## Exercise description
Find each line containing the string "screenshot". Copy it.

## Dataset rows
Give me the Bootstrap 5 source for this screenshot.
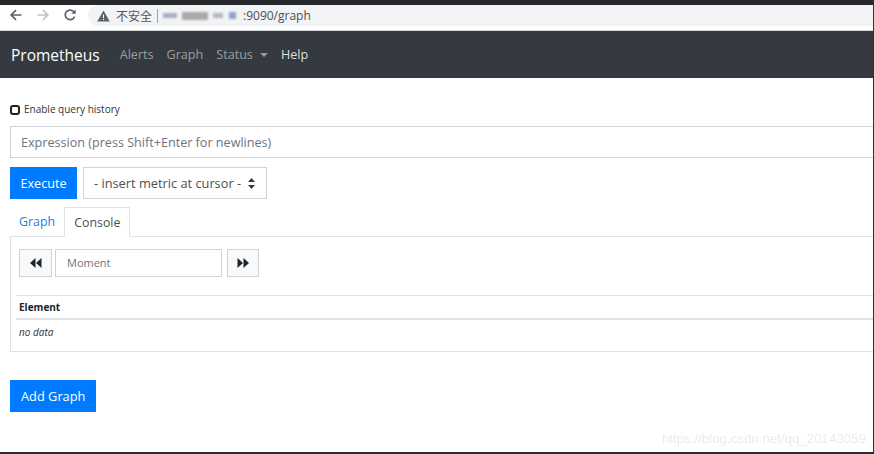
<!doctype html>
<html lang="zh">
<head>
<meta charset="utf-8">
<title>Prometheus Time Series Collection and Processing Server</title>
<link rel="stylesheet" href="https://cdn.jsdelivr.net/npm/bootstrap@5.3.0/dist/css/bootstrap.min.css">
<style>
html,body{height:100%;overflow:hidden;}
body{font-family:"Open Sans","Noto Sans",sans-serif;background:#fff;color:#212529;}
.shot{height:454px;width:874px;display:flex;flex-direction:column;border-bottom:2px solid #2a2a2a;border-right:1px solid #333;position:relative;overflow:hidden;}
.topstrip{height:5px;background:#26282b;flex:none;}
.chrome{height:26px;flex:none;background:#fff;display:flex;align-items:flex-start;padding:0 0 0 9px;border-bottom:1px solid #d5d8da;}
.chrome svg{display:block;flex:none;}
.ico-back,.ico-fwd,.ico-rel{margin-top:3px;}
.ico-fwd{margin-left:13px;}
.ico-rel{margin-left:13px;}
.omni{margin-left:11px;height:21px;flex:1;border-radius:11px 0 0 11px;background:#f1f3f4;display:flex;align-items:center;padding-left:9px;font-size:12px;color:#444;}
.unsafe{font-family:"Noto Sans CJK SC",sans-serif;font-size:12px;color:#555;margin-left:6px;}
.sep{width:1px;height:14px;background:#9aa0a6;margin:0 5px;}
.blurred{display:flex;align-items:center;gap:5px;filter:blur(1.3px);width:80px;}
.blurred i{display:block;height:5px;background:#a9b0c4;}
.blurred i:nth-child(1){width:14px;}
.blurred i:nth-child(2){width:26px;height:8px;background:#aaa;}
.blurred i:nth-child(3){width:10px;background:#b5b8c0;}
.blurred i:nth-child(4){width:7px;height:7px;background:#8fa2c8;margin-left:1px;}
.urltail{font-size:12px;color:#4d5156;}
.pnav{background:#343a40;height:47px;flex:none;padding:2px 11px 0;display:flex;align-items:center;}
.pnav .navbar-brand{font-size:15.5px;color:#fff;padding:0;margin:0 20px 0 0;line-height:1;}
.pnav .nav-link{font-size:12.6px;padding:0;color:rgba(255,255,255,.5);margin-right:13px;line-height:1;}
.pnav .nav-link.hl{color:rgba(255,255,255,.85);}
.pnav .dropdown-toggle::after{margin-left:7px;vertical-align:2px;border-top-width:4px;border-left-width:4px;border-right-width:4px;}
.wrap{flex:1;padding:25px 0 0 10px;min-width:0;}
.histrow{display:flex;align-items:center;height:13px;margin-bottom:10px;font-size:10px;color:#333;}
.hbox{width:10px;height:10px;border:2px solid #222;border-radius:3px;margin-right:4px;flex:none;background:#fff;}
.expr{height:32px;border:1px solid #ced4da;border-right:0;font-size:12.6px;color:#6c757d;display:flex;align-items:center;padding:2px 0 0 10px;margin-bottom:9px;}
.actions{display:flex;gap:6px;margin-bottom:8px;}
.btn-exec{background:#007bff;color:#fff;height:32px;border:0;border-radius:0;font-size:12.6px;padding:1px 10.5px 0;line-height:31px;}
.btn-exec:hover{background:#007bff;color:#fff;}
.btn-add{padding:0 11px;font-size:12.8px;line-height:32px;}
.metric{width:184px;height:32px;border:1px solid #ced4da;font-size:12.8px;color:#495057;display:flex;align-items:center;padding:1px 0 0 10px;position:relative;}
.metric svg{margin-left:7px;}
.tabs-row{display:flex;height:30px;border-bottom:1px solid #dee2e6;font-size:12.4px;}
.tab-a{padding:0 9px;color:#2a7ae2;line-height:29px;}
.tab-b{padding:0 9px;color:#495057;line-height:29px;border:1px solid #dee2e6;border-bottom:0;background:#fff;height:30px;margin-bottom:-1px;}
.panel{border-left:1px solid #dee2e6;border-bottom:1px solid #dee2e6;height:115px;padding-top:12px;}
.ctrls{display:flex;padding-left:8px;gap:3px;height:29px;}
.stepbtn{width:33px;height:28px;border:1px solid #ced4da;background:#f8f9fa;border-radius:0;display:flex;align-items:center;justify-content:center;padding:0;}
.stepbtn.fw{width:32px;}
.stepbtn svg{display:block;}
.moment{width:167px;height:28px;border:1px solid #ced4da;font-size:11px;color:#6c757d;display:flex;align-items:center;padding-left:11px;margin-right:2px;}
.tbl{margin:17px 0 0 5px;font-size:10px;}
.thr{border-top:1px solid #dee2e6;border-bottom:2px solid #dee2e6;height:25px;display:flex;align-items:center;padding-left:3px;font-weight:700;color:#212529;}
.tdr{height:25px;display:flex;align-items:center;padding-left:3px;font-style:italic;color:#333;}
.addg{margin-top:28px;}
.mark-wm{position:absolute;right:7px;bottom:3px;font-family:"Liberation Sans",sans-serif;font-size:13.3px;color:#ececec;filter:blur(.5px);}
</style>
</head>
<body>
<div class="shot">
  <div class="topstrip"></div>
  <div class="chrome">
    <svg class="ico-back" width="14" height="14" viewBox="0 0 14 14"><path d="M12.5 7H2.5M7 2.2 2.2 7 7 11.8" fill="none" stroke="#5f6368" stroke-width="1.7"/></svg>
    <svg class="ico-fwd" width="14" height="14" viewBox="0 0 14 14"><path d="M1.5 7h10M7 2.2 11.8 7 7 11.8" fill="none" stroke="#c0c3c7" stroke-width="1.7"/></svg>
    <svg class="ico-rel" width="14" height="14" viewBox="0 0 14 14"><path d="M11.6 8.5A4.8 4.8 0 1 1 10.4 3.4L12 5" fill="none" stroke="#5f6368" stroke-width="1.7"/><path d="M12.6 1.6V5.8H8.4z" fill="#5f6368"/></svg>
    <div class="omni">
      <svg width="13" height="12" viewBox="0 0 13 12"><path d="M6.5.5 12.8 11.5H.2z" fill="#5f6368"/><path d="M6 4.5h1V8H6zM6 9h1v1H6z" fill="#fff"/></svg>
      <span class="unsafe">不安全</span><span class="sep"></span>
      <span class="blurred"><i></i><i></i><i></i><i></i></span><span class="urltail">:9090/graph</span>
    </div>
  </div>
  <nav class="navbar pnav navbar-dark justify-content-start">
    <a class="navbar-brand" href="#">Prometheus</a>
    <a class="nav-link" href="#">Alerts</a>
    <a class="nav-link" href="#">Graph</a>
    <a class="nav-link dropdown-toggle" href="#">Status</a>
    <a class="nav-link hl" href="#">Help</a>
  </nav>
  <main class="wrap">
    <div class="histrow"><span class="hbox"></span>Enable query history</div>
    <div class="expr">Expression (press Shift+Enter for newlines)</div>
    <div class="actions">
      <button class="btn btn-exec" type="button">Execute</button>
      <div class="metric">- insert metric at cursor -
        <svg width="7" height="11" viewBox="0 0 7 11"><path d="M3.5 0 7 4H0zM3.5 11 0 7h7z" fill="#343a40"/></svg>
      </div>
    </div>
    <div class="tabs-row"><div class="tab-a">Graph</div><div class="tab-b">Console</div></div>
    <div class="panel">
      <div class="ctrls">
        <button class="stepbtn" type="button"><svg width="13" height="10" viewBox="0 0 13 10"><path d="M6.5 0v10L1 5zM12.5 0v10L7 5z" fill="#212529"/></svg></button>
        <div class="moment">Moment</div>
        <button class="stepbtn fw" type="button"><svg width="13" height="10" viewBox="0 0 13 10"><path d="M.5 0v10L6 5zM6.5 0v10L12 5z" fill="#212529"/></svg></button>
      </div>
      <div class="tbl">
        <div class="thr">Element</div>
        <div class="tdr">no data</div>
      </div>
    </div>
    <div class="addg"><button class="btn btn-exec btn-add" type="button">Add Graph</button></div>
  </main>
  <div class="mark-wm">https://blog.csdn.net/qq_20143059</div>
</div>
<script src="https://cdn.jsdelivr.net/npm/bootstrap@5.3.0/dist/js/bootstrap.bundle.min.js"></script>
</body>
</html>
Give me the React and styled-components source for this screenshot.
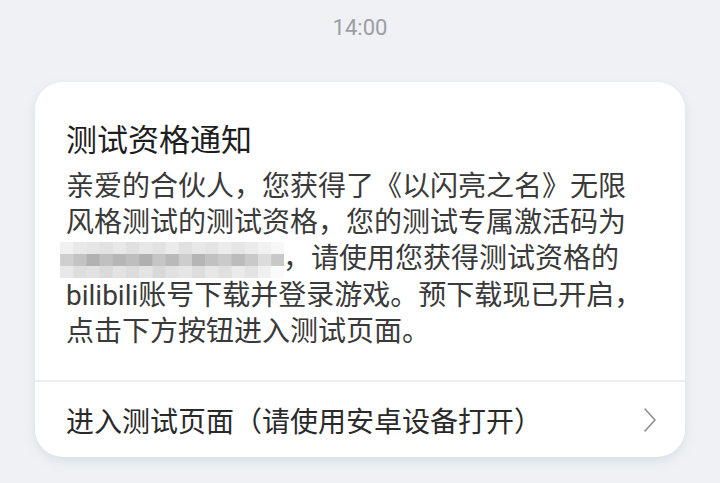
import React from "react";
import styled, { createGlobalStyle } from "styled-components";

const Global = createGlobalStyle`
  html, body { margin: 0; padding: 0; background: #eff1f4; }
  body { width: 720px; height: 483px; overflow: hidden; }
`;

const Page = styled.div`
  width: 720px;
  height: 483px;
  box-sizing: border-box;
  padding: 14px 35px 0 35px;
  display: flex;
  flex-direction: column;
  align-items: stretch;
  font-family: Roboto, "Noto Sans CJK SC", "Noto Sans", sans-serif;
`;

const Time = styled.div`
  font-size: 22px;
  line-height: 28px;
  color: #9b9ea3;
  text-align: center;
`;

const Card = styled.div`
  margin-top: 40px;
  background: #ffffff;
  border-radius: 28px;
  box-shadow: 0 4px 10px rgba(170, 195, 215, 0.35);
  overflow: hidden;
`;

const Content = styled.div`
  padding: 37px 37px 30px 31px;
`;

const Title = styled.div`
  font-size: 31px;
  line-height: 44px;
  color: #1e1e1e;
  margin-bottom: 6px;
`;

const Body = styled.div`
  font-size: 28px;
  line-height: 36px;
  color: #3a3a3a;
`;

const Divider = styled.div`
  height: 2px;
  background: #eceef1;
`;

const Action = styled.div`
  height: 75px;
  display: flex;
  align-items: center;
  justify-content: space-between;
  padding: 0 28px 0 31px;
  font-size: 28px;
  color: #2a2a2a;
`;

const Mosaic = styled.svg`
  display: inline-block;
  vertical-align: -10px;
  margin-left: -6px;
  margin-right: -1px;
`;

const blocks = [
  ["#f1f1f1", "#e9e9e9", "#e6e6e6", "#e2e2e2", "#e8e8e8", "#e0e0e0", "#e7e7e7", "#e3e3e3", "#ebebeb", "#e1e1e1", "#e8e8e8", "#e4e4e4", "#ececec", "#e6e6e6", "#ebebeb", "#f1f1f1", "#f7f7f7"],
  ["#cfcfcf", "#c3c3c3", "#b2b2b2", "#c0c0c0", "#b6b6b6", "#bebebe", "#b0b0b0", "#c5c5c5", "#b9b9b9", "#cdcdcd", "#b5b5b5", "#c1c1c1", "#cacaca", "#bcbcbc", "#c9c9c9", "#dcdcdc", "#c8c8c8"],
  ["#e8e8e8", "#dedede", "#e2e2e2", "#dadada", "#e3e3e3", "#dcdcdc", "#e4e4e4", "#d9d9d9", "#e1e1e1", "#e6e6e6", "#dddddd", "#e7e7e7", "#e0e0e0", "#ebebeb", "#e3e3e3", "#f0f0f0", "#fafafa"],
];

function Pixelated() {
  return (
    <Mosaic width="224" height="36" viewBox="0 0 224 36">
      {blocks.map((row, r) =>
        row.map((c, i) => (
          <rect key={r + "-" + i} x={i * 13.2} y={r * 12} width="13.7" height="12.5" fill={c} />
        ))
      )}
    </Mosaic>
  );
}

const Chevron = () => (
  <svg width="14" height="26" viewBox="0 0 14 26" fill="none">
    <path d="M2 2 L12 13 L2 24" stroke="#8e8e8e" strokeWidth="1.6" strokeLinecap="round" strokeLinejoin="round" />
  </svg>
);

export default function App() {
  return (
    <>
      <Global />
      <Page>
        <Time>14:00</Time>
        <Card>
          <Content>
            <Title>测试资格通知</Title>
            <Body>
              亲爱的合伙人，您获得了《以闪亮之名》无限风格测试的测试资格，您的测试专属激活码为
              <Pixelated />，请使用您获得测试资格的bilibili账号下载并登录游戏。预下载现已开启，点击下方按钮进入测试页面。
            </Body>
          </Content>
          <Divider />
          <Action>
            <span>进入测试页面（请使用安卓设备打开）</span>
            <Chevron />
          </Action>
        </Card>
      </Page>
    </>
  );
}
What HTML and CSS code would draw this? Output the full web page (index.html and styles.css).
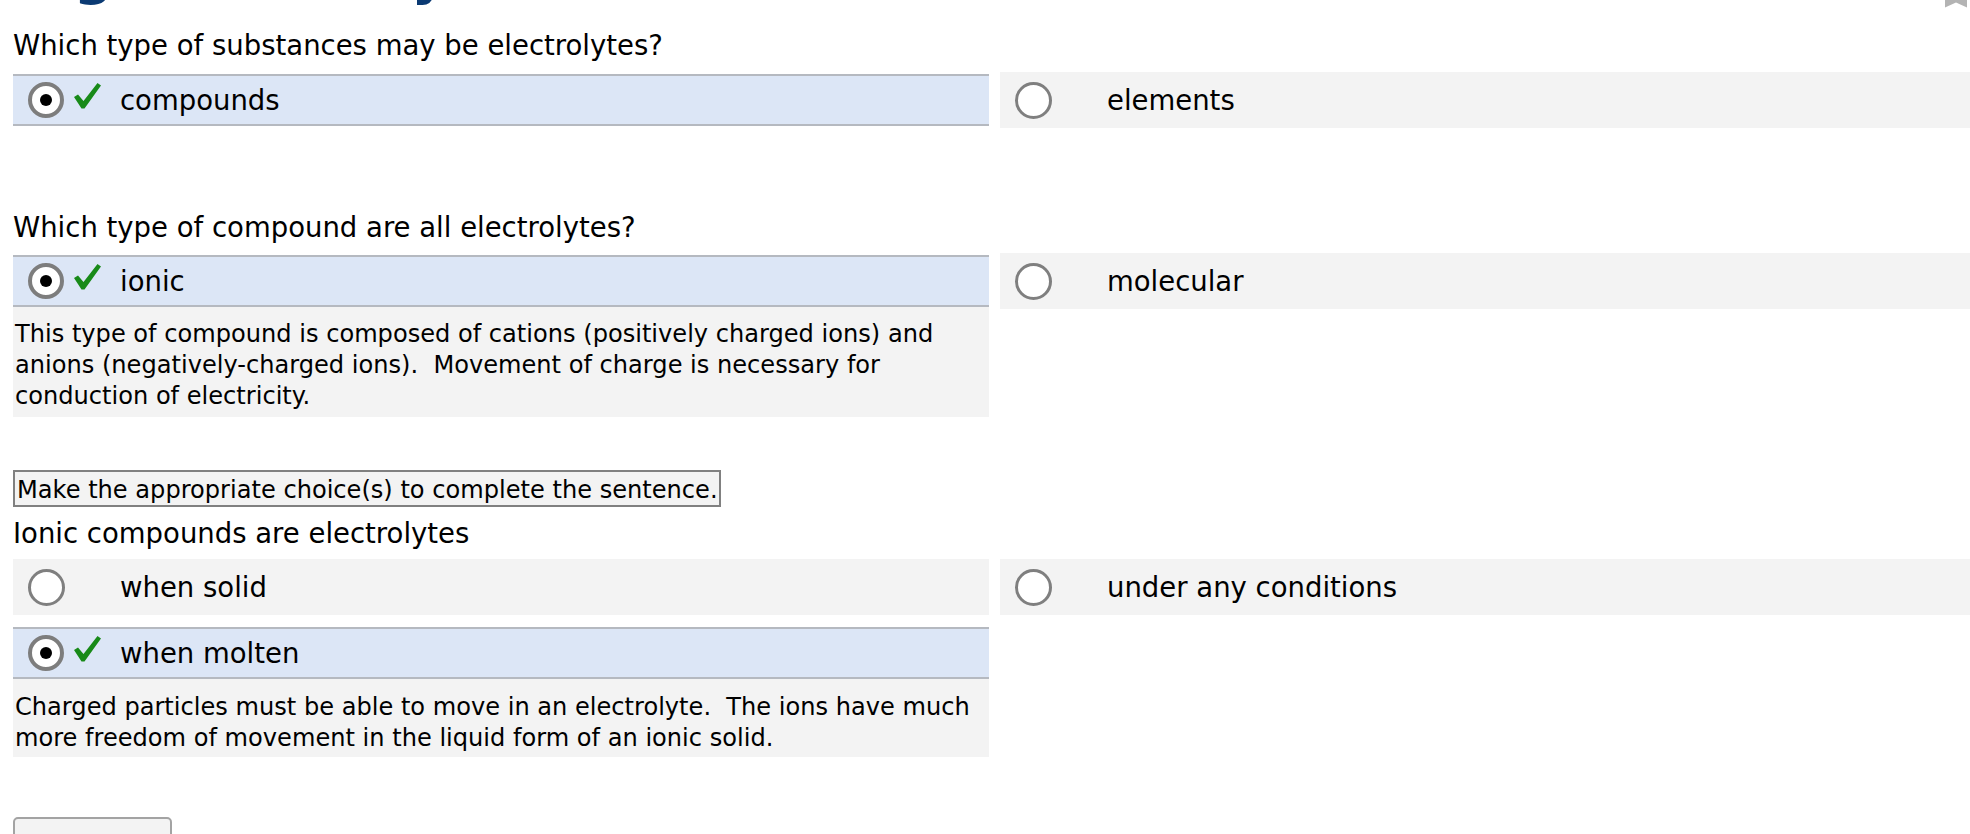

## Complete answer
Give me the Bootstrap 5 source for this screenshot.
Give me the React and styled-components source for this screenshot.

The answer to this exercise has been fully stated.